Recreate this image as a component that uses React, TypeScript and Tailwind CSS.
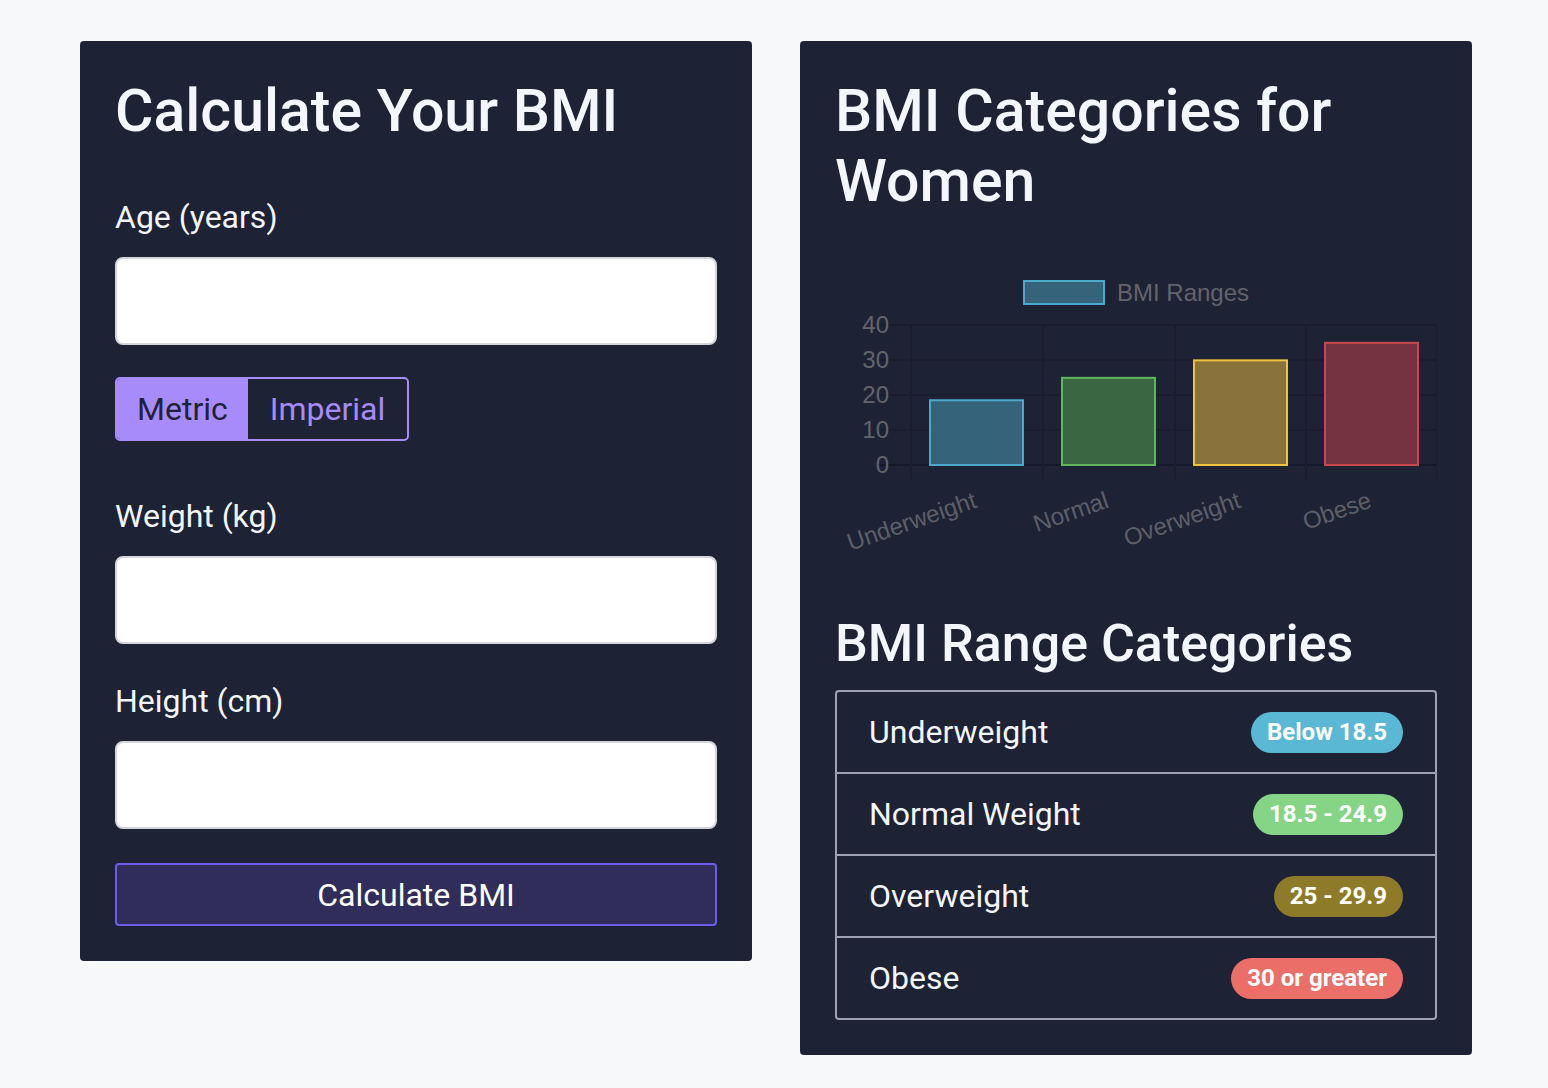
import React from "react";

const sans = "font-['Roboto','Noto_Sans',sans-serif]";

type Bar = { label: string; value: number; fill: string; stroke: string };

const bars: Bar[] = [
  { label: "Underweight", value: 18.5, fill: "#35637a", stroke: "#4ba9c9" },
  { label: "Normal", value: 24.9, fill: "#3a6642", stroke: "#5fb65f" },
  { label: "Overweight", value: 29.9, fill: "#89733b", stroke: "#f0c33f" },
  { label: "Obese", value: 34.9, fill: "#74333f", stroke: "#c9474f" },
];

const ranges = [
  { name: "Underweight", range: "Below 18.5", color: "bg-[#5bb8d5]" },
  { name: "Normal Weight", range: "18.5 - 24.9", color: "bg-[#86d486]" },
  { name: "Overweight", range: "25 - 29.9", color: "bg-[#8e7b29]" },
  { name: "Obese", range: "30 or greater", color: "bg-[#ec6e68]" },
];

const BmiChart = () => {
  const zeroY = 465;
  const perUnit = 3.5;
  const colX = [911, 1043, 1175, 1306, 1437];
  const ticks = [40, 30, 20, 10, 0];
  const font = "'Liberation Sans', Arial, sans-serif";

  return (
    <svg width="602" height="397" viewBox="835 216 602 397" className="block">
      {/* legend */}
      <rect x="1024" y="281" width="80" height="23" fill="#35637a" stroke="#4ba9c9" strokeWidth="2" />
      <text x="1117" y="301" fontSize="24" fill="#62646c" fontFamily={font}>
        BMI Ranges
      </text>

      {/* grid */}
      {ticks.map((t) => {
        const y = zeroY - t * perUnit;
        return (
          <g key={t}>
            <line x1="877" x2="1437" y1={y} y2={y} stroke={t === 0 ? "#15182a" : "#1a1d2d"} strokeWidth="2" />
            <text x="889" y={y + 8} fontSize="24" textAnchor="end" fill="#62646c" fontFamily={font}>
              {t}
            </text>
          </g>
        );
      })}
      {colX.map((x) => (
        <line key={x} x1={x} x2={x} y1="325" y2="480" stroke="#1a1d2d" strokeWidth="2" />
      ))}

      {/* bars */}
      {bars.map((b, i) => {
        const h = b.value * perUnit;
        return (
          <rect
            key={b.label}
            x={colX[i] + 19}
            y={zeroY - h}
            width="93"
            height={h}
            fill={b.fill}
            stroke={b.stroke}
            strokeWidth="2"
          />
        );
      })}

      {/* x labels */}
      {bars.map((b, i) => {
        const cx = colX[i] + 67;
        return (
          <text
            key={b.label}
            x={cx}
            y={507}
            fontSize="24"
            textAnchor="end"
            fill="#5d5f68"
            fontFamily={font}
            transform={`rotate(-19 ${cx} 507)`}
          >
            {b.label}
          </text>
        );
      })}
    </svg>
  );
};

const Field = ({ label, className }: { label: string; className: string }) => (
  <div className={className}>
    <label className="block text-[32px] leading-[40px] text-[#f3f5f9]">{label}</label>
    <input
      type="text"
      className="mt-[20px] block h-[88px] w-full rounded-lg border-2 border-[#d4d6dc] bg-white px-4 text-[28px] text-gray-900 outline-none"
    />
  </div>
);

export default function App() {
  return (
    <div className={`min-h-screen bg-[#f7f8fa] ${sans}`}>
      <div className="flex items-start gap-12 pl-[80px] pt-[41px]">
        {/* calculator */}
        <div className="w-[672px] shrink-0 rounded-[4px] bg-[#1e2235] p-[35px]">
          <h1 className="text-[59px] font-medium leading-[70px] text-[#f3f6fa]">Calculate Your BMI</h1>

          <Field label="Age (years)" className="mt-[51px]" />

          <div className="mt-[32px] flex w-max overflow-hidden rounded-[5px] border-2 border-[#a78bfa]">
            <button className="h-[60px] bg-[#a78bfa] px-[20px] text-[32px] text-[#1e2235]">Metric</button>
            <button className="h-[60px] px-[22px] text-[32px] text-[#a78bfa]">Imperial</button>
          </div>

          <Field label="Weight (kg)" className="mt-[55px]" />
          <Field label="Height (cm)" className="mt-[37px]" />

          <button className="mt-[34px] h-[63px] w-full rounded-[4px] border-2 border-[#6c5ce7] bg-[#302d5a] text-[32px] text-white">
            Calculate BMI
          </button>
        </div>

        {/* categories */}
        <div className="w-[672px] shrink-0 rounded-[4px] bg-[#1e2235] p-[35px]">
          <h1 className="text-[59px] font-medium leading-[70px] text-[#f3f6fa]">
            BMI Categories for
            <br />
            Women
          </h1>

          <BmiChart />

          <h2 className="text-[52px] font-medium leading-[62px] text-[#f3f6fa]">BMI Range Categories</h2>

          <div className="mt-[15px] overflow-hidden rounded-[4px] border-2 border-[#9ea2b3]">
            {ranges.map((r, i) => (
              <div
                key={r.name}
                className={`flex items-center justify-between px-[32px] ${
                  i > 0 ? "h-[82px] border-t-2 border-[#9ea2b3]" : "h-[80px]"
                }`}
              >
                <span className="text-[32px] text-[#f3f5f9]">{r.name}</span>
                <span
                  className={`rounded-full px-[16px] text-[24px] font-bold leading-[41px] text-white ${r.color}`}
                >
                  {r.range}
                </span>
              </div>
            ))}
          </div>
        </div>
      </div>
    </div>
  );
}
* * *
== Instructions for the task ==
Transcribe the whole listing, character for character, but not its images.

== Exercise solution ==
Recreate this image as a component that uses React, TypeScript and Tailwind CSS.
import React from "react";

const sans = "font-['Roboto','Noto_Sans',sans-serif]";

type Bar = { label: string; value: number; fill: string; stroke: string };

const bars: Bar[] = [
  { label: "Underweight", value: 18.5, fill: "#35637a", stroke: "#4ba9c9" },
  { label: "Normal", value: 24.9, fill: "#3a6642", stroke: "#5fb65f" },
  { label: "Overweight", value: 29.9, fill: "#89733b", stroke: "#f0c33f" },
  { label: "Obese", value: 34.9, fill: "#74333f", stroke: "#c9474f" },
];

const ranges = [
  { name: "Underweight", range: "Below 18.5", color: "bg-[#5bb8d5]" },
  { name: "Normal Weight", range: "18.5 - 24.9", color: "bg-[#86d486]" },
  { name: "Overweight", range: "25 - 29.9", color: "bg-[#8e7b29]" },
  { name: "Obese", range: "30 or greater", color: "bg-[#ec6e68]" },
];

const BmiChart = () => {
  const zeroY = 465;
  const perUnit = 3.5;
  const colX = [911, 1043, 1175, 1306, 1437];
  const ticks = [40, 30, 20, 10, 0];
  const font = "'Liberation Sans', Arial, sans-serif";

  return (
    <svg width="602" height="397" viewBox="835 216 602 397" className="block">
      {/* legend */}
      <rect x="1024" y="281" width="80" height="23" fill="#35637a" stroke="#4ba9c9" strokeWidth="2" />
      <text x="1117" y="301" fontSize="24" fill="#62646c" fontFamily={font}>
        BMI Ranges
      </text>

      {/* grid */}
      {ticks.map((t) => {
        const y = zeroY - t * perUnit;
        return (
          <g key={t}>
            <line x1="877" x2="1437" y1={y} y2={y} stroke={t === 0 ? "#15182a" : "#1a1d2d"} strokeWidth="2" />
            <text x="889" y={y + 8} fontSize="24" textAnchor="end" fill="#62646c" fontFamily={font}>
              {t}
            </text>
          </g>
        );
      })}
      {colX.map((x) => (
        <line key={x} x1={x} x2={x} y1="325" y2="480" stroke="#1a1d2d" strokeWidth="2" />
      ))}

      {/* bars */}
      {bars.map((b, i) => {
        const h = b.value * perUnit;
        return (
          <rect
            key={b.label}
            x={colX[i] + 19}
            y={zeroY - h}
            width="93"
            height={h}
            fill={b.fill}
            stroke={b.stroke}
            strokeWidth="2"
          />
        );
      })}

      {/* x labels */}
      {bars.map((b, i) => {
        const cx = colX[i] + 67;
        return (
          <text
            key={b.label}
            x={cx}
            y={507}
            fontSize="24"
            textAnchor="end"
            fill="#5d5f68"
            fontFamily={font}
            transform={`rotate(-19 ${cx} 507)`}
          >
            {b.label}
          </text>
        );
      })}
    </svg>
  );
};

const Field = ({ label, className }: { label: string; className: string }) => (
  <div className={className}>
    <label className="block text-[32px] leading-[40px] text-[#f3f5f9]">{label}</label>
    <input
      type="text"
      className="mt-[20px] block h-[88px] w-full rounded-lg border-2 border-[#d4d6dc] bg-white px-4 text-[28px] text-gray-900 outline-none"
    />
  </div>
);

export default function App() {
  return (
    <div className={`min-h-screen bg-[#f7f8fa] ${sans}`}>
      <div className="flex items-start gap-12 pl-[80px] pt-[41px]">
        {/* calculator */}
        <div className="w-[672px] shrink-0 rounded-[4px] bg-[#1e2235] p-[35px]">
          <h1 className="text-[59px] font-medium leading-[70px] text-[#f3f6fa]">Calculate Your BMI</h1>

          <Field label="Age (years)" className="mt-[51px]" />

          <div className="mt-[32px] flex w-max overflow-hidden rounded-[5px] border-2 border-[#a78bfa]">
            <button className="h-[60px] bg-[#a78bfa] px-[20px] text-[32px] text-[#1e2235]">Metric</button>
            <button className="h-[60px] px-[22px] text-[32px] text-[#a78bfa]">Imperial</button>
          </div>

          <Field label="Weight (kg)" className="mt-[55px]" />
          <Field label="Height (cm)" className="mt-[37px]" />

          <button className="mt-[34px] h-[63px] w-full rounded-[4px] border-2 border-[#6c5ce7] bg-[#302d5a] text-[32px] text-white">
            Calculate BMI
          </button>
        </div>

        {/* categories */}
        <div className="w-[672px] shrink-0 rounded-[4px] bg-[#1e2235] p-[35px]">
          <h1 className="text-[59px] font-medium leading-[70px] text-[#f3f6fa]">
            BMI Categories for
            <br />
            Women
          </h1>

          <BmiChart />

          <h2 className="text-[52px] font-medium leading-[62px] text-[#f3f6fa]">BMI Range Categories</h2>

          <div className="mt-[15px] overflow-hidden rounded-[4px] border-2 border-[#9ea2b3]">
            {ranges.map((r, i) => (
              <div
                key={r.name}
                className={`flex items-center justify-between px-[32px] ${
                  i > 0 ? "h-[82px] border-t-2 border-[#9ea2b3]" : "h-[80px]"
                }`}
              >
                <span className="text-[32px] text-[#f3f5f9]">{r.name}</span>
                <span
                  className={`rounded-full px-[16px] text-[24px] font-bold leading-[41px] text-white ${r.color}`}
                >
                  {r.range}
                </span>
              </div>
            ))}
          </div>
        </div>
      </div>
    </div>
  );
}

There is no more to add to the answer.